Exercise:
Compile every line that includes the word "React".

Exercise material:

(begin)

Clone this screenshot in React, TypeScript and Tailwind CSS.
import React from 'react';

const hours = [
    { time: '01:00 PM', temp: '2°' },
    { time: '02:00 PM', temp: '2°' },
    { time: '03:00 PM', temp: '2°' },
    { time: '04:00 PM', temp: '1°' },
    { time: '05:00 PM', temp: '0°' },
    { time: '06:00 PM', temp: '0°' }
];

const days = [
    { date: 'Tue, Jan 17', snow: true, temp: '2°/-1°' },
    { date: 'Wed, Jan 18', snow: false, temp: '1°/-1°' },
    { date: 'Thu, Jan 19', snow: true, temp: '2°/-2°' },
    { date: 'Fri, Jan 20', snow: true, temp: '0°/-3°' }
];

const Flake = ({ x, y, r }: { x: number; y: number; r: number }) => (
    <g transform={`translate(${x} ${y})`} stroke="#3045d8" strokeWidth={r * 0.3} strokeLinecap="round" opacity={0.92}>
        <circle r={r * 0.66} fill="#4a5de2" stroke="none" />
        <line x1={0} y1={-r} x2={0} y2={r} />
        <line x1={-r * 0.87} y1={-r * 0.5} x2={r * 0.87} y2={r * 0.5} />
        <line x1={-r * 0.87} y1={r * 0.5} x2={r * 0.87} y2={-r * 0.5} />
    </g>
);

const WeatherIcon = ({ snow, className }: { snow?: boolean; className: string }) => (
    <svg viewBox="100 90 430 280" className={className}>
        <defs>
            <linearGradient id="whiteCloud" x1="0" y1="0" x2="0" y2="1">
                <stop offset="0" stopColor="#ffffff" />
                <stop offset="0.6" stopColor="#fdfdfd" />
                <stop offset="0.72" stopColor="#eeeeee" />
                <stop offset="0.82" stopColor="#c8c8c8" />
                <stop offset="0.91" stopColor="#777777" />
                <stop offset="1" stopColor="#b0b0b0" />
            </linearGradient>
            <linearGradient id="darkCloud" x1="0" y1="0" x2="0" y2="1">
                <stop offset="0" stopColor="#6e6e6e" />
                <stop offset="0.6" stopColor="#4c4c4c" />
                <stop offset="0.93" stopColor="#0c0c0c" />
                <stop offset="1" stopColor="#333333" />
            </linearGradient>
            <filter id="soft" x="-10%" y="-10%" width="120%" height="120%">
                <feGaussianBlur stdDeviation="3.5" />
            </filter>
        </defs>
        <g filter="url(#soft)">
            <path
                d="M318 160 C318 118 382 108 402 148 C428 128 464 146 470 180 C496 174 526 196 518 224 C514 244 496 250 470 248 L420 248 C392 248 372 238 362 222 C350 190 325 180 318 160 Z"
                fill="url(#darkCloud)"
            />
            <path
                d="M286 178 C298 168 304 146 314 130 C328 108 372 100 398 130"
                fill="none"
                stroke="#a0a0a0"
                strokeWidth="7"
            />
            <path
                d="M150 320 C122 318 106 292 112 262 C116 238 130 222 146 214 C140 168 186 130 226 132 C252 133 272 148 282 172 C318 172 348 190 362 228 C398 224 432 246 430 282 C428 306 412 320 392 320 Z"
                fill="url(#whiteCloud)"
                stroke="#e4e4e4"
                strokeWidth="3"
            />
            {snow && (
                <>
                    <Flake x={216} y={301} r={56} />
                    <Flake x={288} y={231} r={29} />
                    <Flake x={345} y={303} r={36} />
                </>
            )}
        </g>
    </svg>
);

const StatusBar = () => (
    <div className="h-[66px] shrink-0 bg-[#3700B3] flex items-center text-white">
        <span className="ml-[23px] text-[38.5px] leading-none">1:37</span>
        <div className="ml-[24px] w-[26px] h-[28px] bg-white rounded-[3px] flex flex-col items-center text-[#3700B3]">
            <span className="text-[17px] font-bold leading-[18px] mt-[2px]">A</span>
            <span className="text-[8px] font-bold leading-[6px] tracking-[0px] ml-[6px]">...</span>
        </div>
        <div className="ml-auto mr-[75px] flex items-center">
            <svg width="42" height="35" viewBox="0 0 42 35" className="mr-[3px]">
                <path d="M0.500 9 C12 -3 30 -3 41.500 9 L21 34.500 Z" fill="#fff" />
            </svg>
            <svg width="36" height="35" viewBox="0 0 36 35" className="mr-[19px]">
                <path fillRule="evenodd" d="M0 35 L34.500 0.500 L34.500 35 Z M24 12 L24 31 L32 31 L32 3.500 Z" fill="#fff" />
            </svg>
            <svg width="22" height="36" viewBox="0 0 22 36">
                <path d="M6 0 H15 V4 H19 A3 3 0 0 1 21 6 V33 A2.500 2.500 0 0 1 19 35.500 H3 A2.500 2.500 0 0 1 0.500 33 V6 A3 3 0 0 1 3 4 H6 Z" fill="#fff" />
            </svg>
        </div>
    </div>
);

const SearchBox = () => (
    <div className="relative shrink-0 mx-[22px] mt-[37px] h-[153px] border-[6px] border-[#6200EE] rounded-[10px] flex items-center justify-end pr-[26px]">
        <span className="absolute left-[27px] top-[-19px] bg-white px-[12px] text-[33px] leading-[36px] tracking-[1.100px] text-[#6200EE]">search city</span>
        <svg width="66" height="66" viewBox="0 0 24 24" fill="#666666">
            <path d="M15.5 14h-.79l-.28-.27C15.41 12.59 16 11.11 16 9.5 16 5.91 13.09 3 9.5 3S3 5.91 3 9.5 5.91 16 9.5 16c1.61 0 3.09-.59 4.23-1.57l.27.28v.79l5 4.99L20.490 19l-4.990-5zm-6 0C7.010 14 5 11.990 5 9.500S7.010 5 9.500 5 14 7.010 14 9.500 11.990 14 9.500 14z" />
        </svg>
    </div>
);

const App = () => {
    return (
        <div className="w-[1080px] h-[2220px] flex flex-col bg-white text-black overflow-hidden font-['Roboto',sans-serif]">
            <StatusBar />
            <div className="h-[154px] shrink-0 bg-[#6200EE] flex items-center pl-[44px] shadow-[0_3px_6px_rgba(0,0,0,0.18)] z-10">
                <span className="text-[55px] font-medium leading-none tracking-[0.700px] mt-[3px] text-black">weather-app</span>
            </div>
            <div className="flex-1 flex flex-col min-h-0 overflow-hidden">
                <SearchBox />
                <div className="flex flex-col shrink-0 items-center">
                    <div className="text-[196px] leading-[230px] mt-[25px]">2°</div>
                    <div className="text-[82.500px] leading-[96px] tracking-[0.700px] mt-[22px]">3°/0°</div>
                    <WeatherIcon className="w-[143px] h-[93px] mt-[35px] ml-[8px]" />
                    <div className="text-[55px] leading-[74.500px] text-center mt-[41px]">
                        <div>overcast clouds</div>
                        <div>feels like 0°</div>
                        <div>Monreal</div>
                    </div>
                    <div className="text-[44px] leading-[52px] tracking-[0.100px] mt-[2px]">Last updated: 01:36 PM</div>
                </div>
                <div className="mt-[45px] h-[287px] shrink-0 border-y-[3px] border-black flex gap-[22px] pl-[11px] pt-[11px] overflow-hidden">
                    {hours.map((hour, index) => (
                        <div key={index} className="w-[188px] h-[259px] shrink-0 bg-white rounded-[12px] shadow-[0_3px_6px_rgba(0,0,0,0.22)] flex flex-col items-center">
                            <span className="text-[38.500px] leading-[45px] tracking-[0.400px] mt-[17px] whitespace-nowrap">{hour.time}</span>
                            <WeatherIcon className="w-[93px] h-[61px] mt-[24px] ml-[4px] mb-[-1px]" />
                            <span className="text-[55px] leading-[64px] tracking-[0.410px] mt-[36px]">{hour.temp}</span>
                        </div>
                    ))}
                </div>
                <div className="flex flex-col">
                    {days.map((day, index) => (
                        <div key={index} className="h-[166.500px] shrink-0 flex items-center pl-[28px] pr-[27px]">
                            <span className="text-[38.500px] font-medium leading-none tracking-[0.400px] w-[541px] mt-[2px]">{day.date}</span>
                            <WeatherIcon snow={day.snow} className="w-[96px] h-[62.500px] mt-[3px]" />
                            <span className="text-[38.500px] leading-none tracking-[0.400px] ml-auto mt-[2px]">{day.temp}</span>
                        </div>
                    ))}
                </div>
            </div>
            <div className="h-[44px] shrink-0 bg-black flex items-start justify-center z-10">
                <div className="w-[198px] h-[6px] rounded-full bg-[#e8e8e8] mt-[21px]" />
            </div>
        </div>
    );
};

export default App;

(end)
(begin)

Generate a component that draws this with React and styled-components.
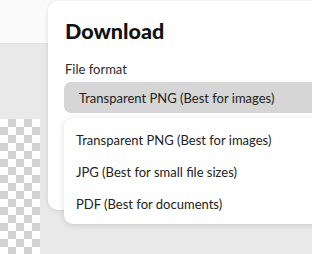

(end)

Problem solution:
Clone this screenshot in React, TypeScript and Tailwind CSS.
import React from 'react';
Generate a component that draws this with React and styled-components.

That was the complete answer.